Gather each line in the entries that includes the string "component".

- [RECORDS FOR THIS TASK]
┄┄┄┄┄┄┄┄┄┄
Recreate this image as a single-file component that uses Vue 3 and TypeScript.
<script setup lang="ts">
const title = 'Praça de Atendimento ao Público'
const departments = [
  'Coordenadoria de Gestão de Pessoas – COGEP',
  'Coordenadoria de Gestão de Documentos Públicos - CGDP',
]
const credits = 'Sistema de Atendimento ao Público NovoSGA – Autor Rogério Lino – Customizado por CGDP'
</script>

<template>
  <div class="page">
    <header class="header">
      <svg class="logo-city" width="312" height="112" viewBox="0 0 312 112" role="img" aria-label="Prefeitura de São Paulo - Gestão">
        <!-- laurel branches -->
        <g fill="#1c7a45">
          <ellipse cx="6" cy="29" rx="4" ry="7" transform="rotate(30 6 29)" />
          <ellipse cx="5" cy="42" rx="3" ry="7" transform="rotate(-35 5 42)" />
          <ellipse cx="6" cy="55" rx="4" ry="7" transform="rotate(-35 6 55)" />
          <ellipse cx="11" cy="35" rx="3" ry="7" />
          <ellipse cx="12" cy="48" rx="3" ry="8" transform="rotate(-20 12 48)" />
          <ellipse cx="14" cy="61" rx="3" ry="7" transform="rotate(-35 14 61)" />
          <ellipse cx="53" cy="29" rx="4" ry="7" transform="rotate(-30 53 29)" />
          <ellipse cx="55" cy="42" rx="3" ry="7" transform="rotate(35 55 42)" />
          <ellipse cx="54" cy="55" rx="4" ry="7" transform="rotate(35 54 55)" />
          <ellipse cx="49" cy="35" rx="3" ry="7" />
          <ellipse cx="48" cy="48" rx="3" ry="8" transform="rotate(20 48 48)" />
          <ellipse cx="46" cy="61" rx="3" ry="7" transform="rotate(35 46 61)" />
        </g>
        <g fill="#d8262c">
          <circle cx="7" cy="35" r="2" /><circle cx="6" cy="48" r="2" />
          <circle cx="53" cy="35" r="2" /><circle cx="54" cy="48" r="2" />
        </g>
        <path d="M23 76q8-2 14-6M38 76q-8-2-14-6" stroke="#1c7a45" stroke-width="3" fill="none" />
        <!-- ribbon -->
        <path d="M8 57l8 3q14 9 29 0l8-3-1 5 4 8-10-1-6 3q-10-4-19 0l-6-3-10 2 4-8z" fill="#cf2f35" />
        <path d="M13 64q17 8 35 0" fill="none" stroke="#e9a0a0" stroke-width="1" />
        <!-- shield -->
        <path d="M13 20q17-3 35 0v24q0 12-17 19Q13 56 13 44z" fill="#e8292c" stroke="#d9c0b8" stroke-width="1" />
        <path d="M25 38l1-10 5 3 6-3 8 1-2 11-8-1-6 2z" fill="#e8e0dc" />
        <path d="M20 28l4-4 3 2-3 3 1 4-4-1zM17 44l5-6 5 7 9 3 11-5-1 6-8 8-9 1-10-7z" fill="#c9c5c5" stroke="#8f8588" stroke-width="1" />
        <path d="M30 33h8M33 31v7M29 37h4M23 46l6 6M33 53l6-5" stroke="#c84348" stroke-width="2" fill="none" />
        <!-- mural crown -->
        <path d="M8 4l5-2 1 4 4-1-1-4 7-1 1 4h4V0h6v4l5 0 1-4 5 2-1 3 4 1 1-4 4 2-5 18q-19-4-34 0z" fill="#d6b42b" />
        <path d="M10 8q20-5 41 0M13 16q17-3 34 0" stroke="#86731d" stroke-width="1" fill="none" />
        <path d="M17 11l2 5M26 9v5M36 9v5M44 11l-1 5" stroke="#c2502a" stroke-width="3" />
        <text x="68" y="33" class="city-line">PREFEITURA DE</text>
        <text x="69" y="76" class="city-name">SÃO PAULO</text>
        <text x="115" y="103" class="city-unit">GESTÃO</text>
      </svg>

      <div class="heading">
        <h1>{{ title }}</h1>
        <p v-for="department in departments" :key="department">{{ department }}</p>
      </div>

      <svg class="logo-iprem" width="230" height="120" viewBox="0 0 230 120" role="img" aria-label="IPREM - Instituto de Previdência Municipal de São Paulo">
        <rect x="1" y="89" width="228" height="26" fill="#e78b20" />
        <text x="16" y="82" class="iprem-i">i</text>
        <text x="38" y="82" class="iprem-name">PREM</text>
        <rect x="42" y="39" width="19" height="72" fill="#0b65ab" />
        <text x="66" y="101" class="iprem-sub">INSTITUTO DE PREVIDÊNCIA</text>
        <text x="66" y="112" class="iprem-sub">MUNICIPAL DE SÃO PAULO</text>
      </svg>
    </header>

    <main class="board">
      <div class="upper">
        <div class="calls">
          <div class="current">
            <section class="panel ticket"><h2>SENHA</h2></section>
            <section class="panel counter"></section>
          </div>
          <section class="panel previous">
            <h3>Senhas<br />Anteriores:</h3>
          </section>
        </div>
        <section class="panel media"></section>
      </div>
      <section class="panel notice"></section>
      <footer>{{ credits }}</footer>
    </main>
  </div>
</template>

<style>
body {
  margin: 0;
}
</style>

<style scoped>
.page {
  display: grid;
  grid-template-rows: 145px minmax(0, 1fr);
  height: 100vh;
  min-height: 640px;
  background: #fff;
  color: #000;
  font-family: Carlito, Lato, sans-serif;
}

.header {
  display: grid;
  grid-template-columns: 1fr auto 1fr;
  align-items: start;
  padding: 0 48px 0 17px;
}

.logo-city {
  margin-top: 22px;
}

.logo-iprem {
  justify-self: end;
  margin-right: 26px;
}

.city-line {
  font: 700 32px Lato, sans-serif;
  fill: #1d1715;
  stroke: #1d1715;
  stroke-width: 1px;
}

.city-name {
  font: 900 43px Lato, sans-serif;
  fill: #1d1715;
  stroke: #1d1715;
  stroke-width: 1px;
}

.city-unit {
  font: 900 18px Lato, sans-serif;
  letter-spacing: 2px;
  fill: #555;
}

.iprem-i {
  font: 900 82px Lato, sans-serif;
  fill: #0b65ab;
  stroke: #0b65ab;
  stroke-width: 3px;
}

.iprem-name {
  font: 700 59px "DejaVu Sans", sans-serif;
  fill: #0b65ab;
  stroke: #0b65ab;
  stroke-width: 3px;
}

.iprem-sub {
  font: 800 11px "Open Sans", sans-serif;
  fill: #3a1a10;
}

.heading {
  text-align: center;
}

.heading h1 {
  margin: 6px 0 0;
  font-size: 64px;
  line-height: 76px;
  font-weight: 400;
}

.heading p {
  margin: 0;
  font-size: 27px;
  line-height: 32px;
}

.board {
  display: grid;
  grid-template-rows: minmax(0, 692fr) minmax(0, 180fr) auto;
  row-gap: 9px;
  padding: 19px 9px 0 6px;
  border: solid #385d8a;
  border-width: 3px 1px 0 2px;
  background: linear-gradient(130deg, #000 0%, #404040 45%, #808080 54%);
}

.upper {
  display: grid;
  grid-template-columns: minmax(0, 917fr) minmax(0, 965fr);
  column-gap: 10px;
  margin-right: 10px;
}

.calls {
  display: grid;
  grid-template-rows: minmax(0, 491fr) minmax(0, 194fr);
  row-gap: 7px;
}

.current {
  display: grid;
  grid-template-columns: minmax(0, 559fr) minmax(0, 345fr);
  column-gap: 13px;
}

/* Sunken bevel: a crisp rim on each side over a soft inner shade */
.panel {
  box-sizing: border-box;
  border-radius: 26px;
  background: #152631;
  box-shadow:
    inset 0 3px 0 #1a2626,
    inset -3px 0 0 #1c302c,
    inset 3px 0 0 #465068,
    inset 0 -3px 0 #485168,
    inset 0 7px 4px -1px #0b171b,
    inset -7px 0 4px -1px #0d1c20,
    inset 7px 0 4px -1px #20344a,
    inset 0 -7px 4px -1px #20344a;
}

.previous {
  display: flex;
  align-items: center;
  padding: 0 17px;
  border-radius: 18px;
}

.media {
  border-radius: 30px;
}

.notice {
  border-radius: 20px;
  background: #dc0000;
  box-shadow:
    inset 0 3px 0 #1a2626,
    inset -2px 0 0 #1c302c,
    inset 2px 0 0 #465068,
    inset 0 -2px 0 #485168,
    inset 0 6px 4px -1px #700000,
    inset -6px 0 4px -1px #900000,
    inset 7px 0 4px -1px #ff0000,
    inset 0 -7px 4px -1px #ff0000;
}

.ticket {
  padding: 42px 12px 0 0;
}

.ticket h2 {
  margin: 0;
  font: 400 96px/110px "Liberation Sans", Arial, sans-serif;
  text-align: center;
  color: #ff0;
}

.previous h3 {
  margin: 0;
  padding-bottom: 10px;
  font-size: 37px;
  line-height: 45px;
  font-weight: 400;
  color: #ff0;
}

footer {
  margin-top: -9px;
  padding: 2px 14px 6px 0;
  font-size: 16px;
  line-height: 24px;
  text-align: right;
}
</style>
┄┄┄┄┄┄┄┄┄┄
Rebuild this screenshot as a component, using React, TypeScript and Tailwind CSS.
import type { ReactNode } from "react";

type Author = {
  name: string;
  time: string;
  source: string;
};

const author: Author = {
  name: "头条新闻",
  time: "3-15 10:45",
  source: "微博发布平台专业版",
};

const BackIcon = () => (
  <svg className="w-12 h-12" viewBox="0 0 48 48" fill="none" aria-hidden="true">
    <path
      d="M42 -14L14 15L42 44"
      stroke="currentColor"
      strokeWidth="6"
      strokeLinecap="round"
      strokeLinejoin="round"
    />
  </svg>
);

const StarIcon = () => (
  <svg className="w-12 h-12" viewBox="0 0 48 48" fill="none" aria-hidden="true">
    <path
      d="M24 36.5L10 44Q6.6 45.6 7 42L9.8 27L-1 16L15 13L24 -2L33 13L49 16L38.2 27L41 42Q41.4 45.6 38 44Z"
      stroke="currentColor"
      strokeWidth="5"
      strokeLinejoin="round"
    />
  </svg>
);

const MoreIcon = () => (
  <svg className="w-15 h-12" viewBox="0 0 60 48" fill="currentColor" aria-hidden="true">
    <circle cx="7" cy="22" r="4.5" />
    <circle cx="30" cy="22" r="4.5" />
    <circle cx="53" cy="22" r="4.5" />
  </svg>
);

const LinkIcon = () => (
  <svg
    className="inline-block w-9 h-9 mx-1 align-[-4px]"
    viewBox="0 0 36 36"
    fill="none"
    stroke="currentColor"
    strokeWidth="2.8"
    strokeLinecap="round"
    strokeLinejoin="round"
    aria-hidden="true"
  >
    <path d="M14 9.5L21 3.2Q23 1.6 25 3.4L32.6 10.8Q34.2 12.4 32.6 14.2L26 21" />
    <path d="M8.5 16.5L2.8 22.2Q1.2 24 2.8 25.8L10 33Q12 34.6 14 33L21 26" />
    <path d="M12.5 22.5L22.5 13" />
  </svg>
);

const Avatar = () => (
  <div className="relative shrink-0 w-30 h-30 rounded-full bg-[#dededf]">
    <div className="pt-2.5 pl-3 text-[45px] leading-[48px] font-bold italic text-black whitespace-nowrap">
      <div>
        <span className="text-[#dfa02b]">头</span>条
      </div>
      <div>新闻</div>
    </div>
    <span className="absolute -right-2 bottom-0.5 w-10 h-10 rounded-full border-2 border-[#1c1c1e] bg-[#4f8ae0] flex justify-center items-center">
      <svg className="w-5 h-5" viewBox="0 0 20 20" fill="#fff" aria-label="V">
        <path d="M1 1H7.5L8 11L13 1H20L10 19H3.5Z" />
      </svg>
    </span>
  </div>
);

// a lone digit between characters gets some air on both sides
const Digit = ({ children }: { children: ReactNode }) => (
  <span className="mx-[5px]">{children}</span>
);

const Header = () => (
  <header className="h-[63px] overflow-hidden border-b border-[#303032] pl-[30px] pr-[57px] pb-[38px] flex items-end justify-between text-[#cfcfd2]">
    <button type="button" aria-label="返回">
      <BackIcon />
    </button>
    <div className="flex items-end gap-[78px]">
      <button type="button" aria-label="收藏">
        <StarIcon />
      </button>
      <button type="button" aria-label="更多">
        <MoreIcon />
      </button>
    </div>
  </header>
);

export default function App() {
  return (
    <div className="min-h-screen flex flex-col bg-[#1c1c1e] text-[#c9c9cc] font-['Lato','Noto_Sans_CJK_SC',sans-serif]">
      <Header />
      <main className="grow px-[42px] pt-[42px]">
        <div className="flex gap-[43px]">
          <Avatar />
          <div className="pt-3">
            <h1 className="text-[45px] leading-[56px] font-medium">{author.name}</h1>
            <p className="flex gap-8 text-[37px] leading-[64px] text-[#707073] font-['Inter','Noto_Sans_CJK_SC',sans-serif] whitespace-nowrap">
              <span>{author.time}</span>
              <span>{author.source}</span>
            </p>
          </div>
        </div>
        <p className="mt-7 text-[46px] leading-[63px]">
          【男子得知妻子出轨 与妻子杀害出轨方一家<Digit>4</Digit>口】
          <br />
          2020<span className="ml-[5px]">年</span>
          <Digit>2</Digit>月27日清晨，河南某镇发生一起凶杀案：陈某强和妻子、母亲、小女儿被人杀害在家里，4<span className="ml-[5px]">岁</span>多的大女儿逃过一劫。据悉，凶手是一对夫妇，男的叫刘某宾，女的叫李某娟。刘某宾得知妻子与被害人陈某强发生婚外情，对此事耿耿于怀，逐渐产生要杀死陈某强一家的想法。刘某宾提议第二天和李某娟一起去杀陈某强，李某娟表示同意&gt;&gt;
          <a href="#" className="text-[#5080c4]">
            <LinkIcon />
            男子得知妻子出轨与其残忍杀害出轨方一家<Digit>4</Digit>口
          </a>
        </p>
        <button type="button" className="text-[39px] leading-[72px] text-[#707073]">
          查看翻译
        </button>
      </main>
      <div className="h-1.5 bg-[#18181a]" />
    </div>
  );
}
┄┄┄┄┄┄┄┄┄┄
- [SOLUTION FOR THIS TASK]
Recreate this image as a single-file component that uses Vue 3 and TypeScript.
Rebuild this screenshot as a component, using React, TypeScript and Tailwind CSS.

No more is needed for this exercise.